## WHAT TO PRODUCE
Look through the data below and return each line where "Tailwind" appears.

┌─ DATA SUPPLIED

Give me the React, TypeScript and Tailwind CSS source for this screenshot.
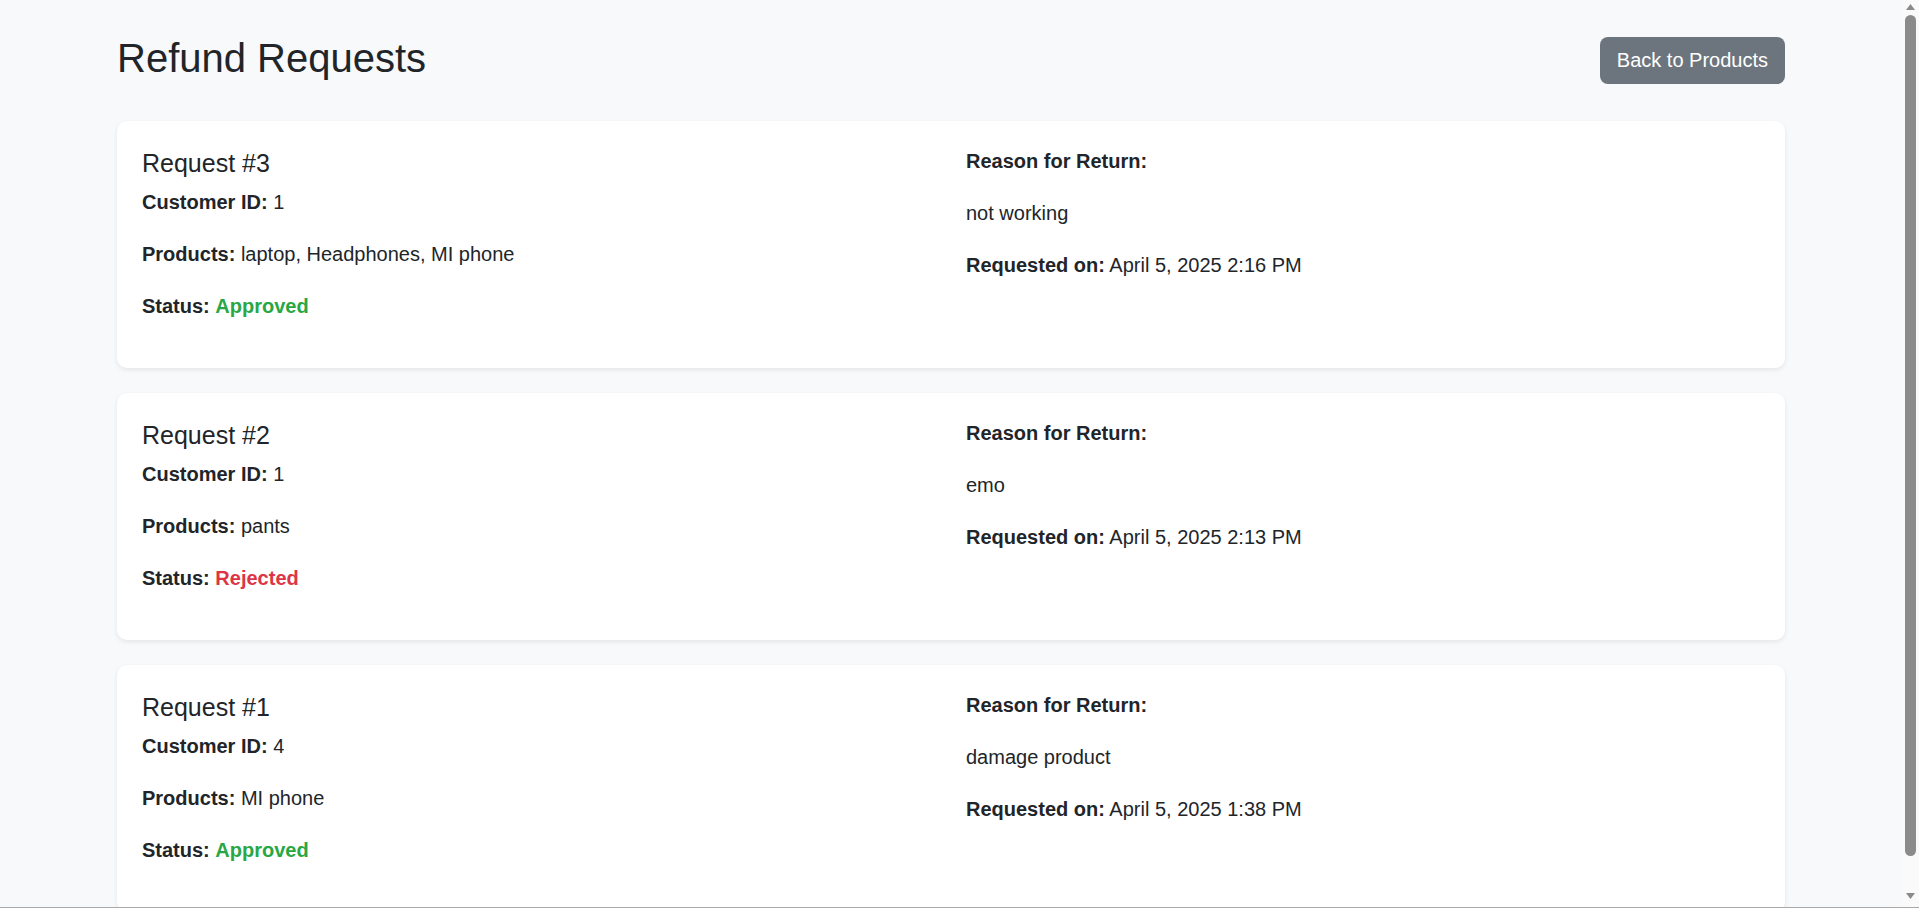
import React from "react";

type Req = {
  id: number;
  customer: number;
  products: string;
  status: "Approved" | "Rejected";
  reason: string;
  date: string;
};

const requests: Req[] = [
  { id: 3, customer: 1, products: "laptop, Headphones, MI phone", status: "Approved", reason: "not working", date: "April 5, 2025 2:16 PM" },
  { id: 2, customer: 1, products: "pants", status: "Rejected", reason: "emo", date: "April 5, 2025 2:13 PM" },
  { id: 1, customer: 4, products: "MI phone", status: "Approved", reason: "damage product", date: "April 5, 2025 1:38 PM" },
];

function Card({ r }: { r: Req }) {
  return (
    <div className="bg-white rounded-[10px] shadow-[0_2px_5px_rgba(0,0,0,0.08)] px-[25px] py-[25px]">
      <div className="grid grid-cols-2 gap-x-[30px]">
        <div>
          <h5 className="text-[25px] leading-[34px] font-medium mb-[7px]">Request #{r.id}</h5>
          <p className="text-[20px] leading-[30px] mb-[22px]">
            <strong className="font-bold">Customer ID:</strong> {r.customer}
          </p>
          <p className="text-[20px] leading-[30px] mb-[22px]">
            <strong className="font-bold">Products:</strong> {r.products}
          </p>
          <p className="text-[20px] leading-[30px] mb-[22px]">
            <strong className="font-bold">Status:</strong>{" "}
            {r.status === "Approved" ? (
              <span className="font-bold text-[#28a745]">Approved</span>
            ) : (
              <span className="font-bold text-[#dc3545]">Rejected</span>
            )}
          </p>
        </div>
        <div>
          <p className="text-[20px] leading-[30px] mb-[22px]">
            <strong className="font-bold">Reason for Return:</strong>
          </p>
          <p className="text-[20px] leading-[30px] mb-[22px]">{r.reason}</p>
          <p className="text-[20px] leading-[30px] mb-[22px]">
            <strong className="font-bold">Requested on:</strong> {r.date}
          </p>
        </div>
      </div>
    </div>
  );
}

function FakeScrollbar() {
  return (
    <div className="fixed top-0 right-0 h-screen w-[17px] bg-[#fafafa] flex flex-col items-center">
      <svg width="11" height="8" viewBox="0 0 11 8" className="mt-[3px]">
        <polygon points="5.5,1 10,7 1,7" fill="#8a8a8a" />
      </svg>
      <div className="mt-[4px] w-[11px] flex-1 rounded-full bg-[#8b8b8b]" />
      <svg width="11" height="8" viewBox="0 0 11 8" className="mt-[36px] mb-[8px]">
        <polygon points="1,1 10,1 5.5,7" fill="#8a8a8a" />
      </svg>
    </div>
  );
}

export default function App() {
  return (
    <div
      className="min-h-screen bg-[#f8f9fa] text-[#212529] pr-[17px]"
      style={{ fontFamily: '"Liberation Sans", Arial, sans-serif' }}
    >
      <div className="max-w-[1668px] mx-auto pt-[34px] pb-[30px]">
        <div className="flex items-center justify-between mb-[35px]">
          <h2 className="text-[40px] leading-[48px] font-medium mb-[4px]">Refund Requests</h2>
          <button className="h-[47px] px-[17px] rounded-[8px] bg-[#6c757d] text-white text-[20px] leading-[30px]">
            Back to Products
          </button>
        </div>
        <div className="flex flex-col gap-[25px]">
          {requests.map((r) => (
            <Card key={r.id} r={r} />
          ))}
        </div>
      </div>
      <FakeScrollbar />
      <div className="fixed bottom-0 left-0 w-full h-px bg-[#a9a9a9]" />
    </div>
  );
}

└─
┌─ DATA SUPPLIED

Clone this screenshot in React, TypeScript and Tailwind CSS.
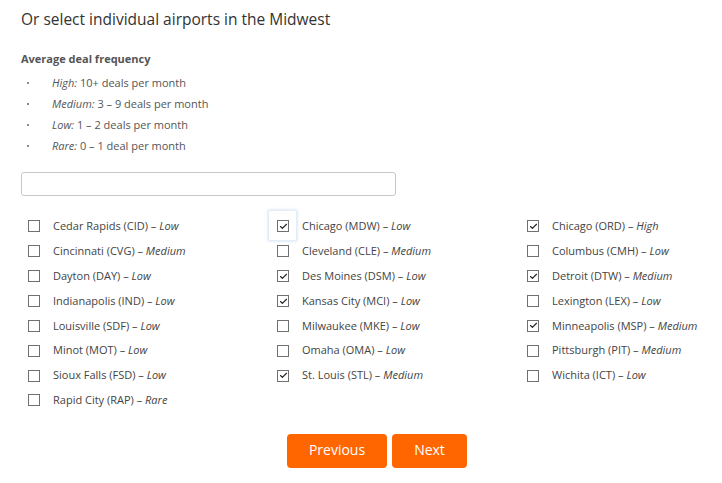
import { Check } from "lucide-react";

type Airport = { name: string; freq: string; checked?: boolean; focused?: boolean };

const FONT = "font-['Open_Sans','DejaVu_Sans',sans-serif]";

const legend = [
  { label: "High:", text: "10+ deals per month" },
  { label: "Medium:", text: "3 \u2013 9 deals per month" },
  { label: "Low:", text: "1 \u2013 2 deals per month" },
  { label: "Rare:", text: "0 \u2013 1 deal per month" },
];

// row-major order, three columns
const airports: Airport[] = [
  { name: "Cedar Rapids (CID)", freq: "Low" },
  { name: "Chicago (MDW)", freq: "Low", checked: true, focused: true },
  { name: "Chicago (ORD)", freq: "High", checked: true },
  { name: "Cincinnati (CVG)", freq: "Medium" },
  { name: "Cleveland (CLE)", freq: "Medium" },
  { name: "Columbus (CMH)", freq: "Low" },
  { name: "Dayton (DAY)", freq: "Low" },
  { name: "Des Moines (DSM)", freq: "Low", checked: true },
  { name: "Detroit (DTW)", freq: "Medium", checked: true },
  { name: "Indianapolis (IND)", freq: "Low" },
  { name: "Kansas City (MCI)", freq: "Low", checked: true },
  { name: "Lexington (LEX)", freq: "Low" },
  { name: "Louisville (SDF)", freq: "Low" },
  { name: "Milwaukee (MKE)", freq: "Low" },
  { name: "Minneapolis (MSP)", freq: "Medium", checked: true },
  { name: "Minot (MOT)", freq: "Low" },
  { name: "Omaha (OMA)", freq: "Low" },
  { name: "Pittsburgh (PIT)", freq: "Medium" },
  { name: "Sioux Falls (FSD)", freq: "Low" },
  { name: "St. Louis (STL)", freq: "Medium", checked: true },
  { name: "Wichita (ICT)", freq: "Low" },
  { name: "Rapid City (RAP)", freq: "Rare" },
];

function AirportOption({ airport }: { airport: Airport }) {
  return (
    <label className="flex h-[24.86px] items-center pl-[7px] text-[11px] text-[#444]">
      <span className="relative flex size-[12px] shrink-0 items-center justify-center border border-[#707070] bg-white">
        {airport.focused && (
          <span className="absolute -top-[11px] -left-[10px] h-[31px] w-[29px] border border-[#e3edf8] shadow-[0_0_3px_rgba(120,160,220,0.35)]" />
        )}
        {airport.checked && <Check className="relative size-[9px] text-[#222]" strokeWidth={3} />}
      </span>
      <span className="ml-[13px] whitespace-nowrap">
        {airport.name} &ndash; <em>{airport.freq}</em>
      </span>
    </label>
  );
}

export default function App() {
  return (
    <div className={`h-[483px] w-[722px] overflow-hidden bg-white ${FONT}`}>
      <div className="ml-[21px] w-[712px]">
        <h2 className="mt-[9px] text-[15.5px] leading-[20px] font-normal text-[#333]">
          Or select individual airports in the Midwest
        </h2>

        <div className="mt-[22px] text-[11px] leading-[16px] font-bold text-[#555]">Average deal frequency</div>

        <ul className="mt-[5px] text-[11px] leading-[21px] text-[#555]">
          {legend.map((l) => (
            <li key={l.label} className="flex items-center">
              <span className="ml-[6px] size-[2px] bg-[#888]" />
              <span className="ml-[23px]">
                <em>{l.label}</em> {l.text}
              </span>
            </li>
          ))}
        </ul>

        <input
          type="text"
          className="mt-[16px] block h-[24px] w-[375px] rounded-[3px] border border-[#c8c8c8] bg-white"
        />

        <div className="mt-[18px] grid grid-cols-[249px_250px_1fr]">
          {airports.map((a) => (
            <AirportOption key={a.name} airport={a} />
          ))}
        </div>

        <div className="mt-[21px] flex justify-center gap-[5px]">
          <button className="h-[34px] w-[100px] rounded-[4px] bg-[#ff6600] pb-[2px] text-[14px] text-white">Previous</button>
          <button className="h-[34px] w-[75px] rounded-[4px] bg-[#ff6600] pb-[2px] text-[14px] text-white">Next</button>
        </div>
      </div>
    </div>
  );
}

└─

## EXERCISE SOLUTION
Give me the React, TypeScript and Tailwind CSS source for this screenshot.
Clone this screenshot in React, TypeScript and Tailwind CSS.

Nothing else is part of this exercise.